## EXERCISE INSTRUCTIONS
Check each line of the listing below for the word "this" and say how many lines have it. Nothing else should be written.

## DATA PROVIDED
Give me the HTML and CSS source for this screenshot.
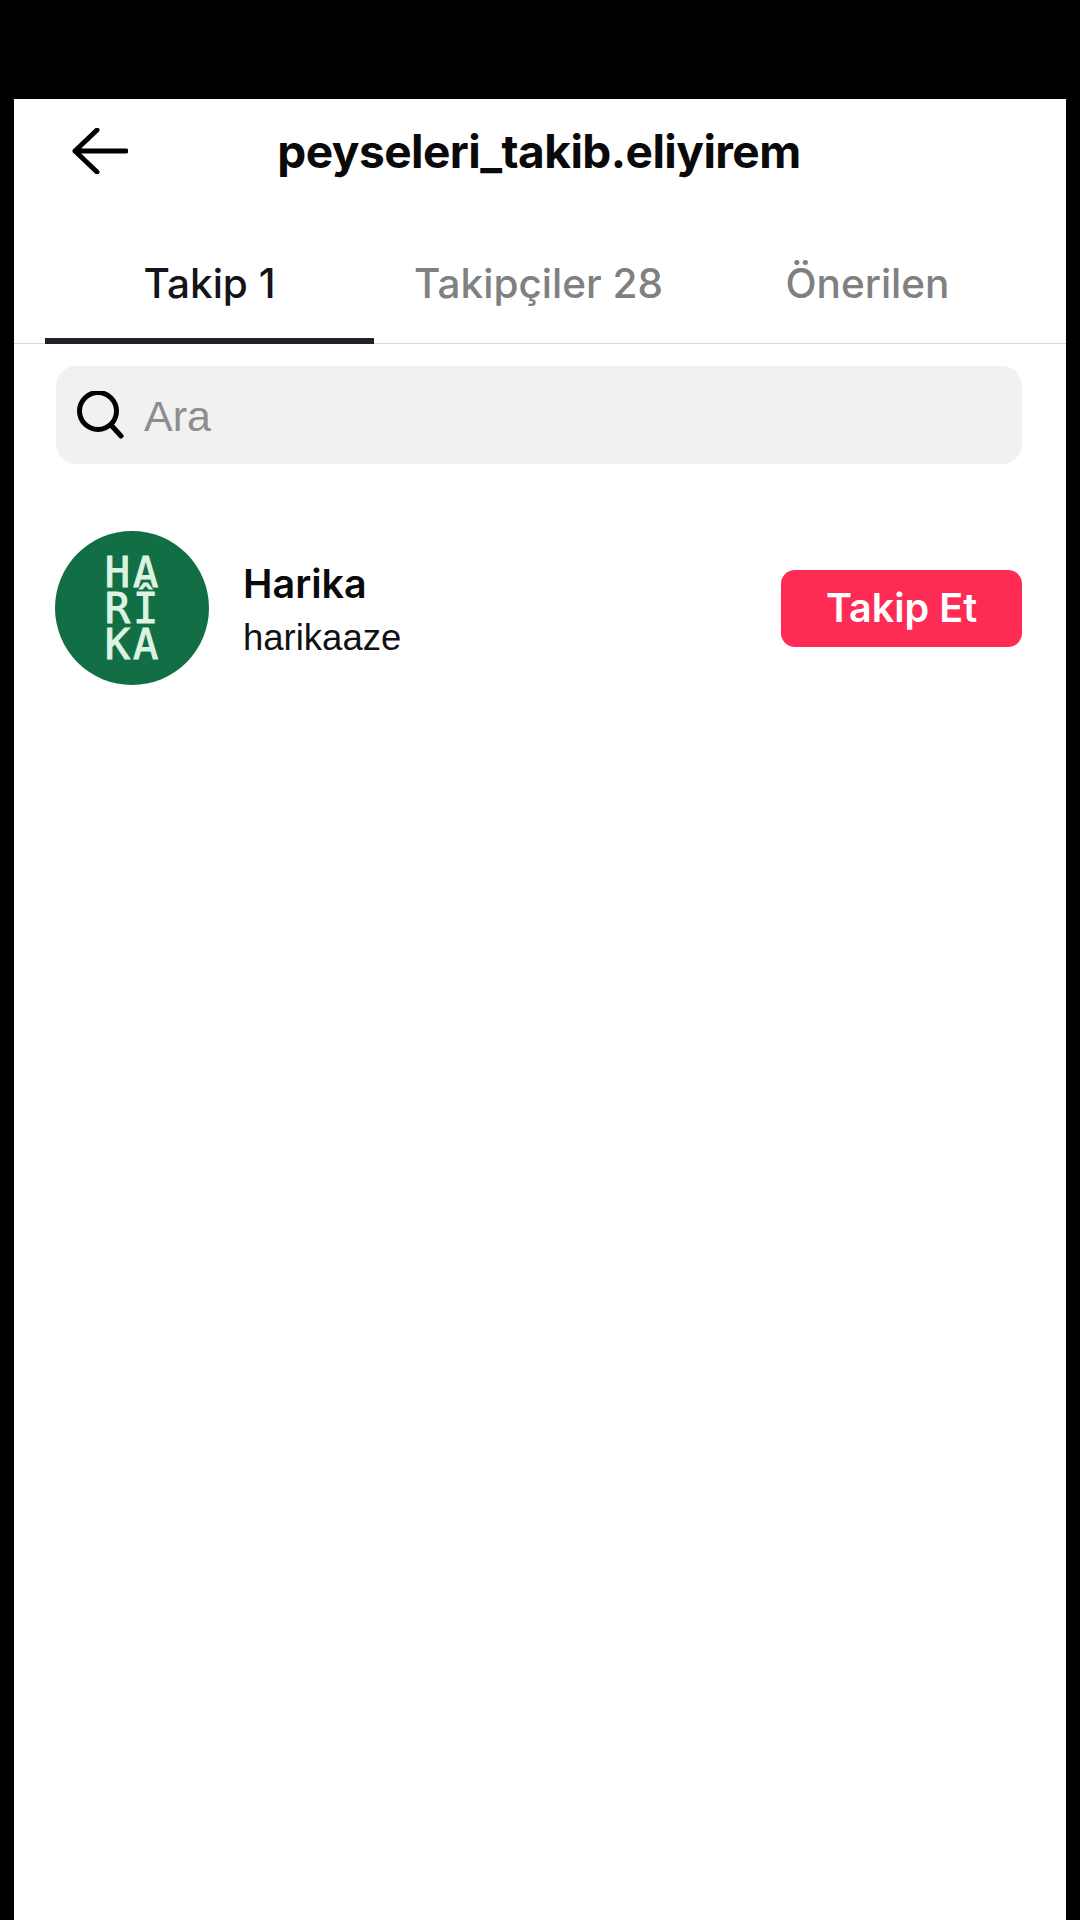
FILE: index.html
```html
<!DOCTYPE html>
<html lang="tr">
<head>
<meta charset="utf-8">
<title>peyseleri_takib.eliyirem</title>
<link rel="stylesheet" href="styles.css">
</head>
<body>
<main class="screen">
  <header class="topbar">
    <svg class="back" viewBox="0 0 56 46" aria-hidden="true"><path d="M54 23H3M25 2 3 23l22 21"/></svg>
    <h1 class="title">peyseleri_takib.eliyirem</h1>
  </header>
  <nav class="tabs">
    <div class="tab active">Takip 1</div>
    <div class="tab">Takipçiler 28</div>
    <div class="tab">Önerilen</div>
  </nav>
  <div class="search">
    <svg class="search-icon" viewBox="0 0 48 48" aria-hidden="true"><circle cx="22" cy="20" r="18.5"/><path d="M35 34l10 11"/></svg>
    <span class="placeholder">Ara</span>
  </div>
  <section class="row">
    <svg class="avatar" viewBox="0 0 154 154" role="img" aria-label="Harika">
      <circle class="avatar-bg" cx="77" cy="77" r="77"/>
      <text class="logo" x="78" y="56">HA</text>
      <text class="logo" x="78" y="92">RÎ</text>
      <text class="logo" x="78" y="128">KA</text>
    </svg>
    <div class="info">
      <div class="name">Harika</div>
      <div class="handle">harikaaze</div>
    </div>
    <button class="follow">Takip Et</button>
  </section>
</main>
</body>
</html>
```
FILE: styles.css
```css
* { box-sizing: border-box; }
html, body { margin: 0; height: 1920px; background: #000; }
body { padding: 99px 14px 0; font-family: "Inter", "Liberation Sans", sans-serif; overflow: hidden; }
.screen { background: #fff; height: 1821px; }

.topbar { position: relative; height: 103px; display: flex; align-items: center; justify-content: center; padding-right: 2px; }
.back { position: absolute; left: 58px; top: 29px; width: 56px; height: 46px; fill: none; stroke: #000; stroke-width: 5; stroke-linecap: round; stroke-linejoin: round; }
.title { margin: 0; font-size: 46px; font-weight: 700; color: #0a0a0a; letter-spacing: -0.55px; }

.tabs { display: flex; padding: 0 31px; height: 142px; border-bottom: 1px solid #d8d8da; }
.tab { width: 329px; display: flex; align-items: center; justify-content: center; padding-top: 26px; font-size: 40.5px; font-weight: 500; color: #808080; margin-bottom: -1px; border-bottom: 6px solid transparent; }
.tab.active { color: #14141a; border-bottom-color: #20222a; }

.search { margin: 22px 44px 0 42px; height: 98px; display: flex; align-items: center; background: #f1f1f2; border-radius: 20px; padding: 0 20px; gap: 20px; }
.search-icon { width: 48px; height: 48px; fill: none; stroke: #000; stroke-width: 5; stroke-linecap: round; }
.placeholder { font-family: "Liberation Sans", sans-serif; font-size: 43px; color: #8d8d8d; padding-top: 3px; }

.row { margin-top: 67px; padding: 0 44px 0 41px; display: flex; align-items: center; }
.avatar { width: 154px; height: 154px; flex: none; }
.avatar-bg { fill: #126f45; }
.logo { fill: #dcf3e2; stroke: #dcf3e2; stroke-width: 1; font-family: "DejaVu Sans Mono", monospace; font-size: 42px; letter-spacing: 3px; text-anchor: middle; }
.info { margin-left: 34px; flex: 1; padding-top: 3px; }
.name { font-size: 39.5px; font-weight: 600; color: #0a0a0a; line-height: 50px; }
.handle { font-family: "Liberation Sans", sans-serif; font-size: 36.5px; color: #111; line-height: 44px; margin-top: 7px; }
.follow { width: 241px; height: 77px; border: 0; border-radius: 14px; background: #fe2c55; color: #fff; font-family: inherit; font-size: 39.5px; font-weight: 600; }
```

* * *

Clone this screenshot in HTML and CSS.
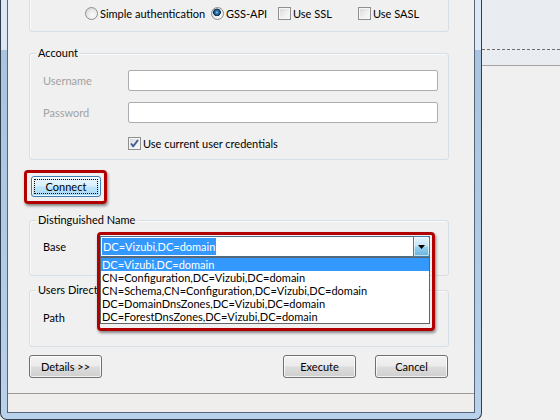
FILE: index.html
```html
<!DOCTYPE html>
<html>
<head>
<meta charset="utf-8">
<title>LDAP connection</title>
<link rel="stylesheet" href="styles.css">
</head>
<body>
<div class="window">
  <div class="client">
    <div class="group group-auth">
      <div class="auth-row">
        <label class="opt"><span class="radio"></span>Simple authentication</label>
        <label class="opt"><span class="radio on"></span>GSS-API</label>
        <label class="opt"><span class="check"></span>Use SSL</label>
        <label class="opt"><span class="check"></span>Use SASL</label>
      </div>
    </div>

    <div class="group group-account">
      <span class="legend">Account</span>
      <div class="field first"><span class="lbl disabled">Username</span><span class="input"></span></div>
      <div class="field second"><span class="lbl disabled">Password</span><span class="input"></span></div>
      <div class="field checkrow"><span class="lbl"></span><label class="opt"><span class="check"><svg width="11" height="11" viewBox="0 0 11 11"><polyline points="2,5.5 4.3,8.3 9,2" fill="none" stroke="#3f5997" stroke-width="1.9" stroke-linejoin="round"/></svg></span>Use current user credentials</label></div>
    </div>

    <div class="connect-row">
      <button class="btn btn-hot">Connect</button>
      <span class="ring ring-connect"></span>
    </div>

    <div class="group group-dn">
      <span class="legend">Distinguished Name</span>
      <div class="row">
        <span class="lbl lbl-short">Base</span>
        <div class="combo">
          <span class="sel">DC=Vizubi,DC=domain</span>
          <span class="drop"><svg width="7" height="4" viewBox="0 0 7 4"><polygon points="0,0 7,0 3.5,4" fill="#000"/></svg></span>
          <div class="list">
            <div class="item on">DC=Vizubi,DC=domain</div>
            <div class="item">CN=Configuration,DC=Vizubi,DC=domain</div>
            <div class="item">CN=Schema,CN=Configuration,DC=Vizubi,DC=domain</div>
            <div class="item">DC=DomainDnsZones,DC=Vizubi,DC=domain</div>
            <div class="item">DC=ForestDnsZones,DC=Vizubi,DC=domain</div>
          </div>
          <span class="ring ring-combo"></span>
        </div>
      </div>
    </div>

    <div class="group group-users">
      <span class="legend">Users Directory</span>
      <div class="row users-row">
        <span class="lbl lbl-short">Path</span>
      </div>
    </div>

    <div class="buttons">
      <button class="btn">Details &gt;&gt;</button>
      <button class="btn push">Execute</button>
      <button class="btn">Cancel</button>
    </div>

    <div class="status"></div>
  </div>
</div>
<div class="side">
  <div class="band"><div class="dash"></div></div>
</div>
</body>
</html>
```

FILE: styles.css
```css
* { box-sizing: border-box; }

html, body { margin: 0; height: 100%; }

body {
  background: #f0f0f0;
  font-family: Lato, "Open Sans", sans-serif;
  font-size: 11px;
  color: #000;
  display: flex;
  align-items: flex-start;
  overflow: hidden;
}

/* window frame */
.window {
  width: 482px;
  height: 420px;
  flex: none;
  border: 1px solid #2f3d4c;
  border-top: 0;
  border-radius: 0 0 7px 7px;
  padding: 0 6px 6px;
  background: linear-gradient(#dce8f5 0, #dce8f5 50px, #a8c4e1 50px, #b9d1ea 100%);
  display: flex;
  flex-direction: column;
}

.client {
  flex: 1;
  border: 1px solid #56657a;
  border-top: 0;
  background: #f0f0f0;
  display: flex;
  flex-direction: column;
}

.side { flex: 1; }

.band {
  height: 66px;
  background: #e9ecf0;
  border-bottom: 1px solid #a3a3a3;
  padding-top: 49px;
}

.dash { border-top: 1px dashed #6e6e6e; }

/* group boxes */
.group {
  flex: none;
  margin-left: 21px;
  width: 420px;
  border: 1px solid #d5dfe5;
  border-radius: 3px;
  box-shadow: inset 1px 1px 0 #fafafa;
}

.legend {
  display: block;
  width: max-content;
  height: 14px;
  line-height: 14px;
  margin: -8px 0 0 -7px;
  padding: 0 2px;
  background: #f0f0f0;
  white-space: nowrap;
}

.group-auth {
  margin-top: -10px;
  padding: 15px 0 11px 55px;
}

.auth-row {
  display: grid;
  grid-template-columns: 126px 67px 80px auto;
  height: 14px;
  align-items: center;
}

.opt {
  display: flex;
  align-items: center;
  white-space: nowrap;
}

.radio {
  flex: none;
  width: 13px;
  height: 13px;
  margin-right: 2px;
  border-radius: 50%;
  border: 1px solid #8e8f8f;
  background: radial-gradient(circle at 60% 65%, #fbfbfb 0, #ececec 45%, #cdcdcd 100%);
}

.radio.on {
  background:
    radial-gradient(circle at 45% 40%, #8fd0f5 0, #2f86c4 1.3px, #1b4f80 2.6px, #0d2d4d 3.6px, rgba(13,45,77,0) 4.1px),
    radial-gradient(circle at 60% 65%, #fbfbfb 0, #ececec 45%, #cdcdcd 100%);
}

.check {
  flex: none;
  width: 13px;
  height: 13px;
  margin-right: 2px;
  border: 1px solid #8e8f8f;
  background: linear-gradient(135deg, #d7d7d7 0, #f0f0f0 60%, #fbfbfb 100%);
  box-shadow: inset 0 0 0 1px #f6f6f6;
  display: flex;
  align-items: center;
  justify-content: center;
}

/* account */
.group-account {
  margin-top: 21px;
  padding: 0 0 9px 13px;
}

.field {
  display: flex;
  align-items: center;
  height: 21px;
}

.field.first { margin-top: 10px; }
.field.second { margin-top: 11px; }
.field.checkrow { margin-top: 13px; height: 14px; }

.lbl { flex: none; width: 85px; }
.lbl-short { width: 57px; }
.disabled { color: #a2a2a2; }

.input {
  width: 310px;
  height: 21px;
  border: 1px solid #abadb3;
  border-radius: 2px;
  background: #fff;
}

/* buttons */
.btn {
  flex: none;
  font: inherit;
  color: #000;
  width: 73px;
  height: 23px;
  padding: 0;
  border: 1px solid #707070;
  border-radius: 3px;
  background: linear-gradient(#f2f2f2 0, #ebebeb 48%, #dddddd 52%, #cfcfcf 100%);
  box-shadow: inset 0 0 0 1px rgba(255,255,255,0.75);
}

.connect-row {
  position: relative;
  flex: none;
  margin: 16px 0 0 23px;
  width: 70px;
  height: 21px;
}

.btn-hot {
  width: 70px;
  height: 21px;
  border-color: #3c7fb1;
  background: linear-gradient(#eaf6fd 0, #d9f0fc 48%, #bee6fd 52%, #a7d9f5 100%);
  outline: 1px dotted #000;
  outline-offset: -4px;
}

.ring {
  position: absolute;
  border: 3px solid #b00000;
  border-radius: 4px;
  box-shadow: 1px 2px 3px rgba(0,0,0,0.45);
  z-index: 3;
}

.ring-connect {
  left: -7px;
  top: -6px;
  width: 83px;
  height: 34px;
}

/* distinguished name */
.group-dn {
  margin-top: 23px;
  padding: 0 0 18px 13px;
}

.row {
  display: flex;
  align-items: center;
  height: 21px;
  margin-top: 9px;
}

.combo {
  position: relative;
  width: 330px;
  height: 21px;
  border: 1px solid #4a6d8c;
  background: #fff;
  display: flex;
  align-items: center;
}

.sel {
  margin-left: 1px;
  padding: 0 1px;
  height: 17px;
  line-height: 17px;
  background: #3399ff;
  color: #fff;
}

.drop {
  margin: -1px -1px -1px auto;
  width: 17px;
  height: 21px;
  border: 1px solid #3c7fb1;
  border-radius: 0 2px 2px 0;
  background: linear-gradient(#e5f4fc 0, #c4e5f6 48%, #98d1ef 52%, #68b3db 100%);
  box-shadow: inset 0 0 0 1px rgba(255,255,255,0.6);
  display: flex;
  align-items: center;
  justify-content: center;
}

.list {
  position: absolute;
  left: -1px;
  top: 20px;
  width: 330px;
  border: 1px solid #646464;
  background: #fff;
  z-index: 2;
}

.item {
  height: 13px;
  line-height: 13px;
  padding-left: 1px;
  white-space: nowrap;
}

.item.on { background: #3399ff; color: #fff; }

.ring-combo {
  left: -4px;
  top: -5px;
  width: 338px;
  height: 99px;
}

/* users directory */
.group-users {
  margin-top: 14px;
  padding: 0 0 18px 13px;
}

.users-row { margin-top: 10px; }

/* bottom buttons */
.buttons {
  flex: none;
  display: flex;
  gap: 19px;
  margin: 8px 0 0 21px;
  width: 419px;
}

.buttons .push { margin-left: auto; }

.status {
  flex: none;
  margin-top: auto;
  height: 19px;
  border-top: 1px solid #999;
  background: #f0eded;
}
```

## FULL SOLUTION
2